Quote Originally Posted by Fuchs View Post
I studied economic science for several years at a West German university, focused on macroeconomics, have a degree on it and I know enough economic theories* and papers to know that this stuff is science.
Great, then it should be easy for you to point to a single economic relation or model that produces better forecasts than flipping a coin. Doesn't have to be general; conditional is fine, too.

I knew about how the Euro zone will run into the exact troubles of today before the € was introduced because economic scientists had worked on the necessary theories back in the early 90's (each one for every advantage or disadvantage of monetary unions), because my professors had told me about those theories and because the micro experiment of monetary union in re-unified Germany was already supporting those theories.
Meanwhile the public - including those who disparage(d) economic science - had no clue about it.
At the very least, you should be able to describe the models and datasets you used so we can verify this prediction by backcast. That also would meet the challenge's criteria.

Making more use of economic science would improve policy a lot. (As of today, lawyers are more influential in policy than economists are - and it shows.)
Lawyers are pretty good because they play a game with rules of their own making. Economists don't have that luxury.
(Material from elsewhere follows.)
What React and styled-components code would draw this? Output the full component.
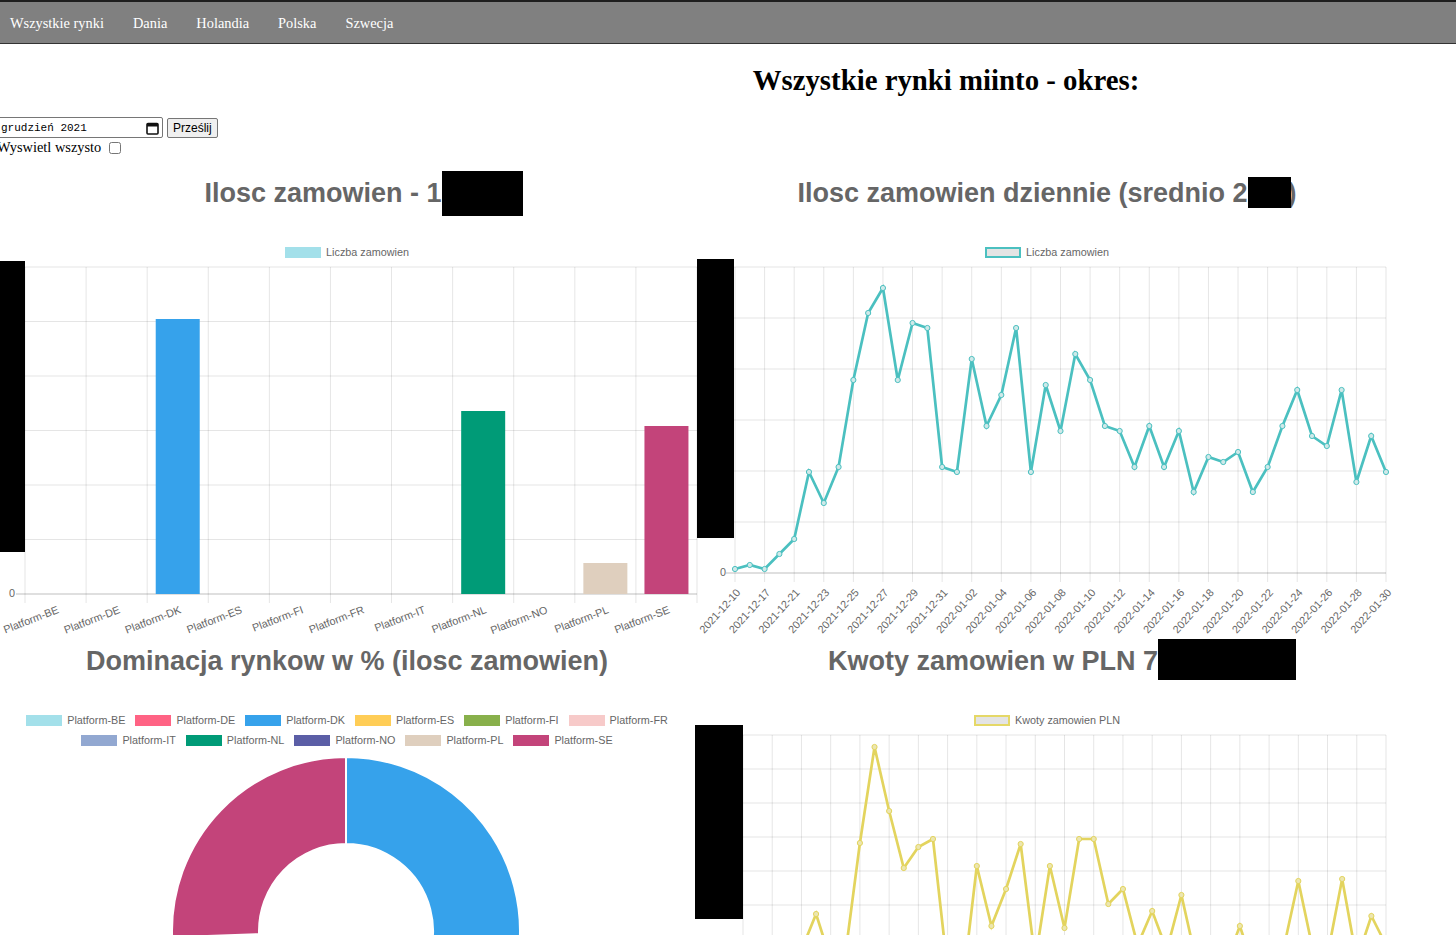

Oh, btw, I will tell the physicists that they shall never again call Newtonian Physics "science" because they're only "simple observations", and some guy on the internet meant that this doesn't count as science. Or I won't.
Feel free. Who's going to argue that mechanics isn't founded on some very simple observations defining the time, displacement and mass in a coordinate system? Once your formalism is in place, the actual science is the meaningful relations between these quantities--conservation of energy, momentum, and angular momentum and derivatives thereof.